• **Records provided**
(begin)

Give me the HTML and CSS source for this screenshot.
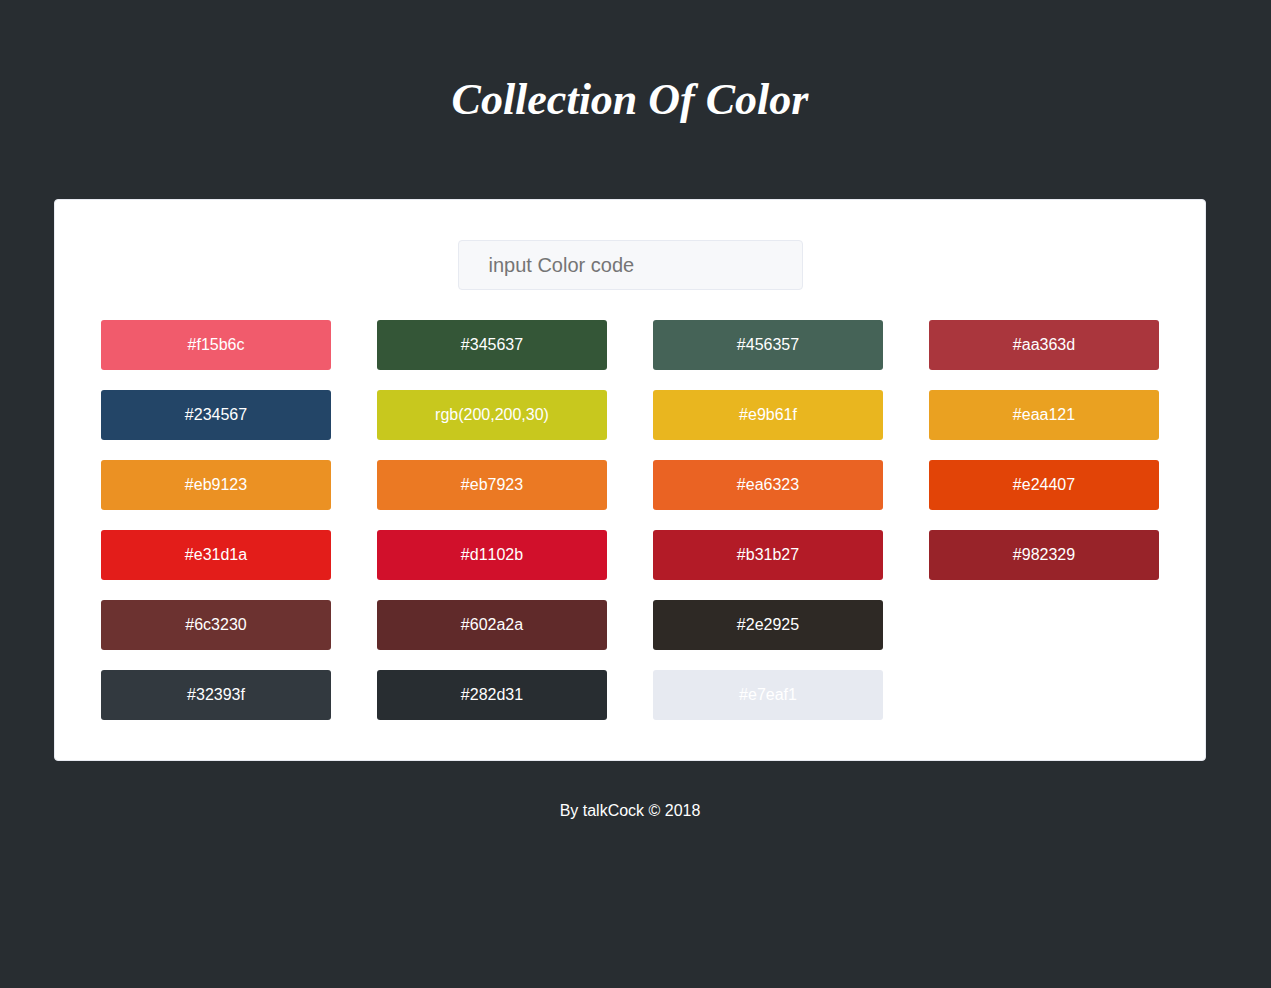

(end)
(begin)

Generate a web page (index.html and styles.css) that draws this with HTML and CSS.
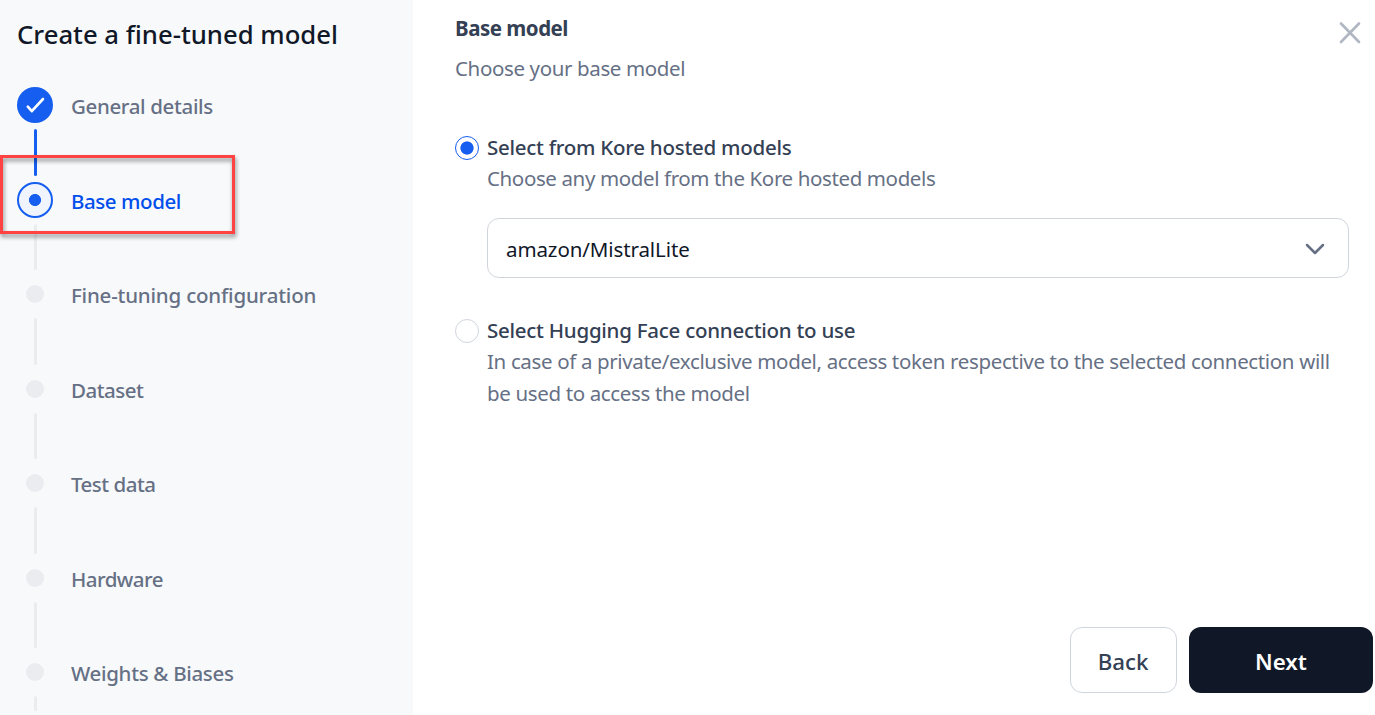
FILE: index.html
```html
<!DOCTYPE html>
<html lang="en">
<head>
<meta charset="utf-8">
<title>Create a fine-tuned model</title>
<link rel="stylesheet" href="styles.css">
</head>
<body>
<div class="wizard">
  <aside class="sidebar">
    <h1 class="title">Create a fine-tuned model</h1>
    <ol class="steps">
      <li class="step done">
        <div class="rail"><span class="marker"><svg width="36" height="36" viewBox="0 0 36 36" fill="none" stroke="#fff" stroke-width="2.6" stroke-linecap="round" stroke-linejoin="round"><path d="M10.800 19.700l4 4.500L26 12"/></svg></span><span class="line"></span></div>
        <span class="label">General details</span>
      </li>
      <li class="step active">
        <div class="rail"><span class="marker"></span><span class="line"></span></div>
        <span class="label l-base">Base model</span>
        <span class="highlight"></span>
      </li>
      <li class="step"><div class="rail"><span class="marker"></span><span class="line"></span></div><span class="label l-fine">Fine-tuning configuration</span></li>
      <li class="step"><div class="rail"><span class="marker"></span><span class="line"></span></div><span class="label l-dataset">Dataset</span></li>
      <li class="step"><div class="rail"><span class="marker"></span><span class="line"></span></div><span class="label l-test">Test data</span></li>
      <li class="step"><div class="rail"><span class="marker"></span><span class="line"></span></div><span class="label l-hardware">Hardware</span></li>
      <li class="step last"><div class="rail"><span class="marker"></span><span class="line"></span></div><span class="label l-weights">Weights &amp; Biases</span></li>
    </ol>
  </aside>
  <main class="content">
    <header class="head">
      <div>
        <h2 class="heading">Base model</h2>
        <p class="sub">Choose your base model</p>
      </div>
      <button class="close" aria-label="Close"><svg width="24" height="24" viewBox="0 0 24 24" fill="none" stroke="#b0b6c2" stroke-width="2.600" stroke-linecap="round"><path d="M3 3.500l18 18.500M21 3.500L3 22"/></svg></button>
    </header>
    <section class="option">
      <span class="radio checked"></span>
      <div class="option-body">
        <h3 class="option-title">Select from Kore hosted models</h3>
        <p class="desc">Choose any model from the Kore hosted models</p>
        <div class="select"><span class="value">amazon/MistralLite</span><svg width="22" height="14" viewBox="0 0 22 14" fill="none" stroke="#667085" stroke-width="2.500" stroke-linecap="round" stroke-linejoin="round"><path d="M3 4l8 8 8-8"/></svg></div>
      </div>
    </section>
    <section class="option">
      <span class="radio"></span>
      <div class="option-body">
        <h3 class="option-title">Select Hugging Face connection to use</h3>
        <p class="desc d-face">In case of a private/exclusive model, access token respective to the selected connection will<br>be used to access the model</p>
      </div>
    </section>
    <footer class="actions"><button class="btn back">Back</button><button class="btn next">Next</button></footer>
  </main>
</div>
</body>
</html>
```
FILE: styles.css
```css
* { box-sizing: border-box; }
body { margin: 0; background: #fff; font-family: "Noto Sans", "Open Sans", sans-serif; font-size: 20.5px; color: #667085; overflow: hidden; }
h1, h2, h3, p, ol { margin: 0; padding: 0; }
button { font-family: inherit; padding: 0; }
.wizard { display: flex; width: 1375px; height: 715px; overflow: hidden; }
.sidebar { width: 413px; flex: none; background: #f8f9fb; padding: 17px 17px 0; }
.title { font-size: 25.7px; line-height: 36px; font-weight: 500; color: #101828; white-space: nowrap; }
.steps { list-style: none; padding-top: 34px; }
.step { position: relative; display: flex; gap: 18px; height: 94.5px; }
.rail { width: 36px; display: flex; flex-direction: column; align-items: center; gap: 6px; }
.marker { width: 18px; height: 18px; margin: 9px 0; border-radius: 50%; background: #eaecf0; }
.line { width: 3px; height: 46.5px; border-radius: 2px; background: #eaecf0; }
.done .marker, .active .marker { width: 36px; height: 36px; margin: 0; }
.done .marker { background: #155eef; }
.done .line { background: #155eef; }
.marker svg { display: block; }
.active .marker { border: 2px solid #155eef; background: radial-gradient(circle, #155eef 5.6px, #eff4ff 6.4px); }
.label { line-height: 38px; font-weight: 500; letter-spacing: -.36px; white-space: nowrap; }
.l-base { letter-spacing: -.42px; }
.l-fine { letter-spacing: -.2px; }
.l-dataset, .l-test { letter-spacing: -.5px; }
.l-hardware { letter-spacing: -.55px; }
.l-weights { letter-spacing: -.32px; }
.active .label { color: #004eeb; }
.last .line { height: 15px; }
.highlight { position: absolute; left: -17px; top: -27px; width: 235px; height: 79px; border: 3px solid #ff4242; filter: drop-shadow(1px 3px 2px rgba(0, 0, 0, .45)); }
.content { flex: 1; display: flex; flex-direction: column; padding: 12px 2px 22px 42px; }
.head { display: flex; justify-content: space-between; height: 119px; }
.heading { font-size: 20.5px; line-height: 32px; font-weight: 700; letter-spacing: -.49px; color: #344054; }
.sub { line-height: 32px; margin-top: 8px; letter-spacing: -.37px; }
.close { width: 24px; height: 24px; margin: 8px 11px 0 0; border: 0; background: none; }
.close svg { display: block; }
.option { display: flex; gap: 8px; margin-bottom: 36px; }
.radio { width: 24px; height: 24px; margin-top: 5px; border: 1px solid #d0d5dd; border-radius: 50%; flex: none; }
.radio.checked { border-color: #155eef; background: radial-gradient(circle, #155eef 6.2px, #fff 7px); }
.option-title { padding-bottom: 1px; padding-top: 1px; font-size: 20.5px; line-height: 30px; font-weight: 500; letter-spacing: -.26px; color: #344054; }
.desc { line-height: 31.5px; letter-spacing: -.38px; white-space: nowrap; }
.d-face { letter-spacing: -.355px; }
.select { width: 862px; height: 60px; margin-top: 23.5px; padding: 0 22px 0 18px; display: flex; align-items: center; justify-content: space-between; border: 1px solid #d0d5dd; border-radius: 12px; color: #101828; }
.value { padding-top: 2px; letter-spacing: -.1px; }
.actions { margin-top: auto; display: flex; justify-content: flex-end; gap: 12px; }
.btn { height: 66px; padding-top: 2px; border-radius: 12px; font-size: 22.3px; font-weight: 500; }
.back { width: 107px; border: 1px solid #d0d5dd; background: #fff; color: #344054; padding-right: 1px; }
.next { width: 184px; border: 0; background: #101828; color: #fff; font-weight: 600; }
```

(end)

• **Aim of the exercise**
Take every line above carrying "styles" and return it.

• **Written answer**
Generate a web page (index.html and styles.css) that draws this with HTML and CSS.
<link rel="stylesheet" href="styles.css">
FILE: styles.css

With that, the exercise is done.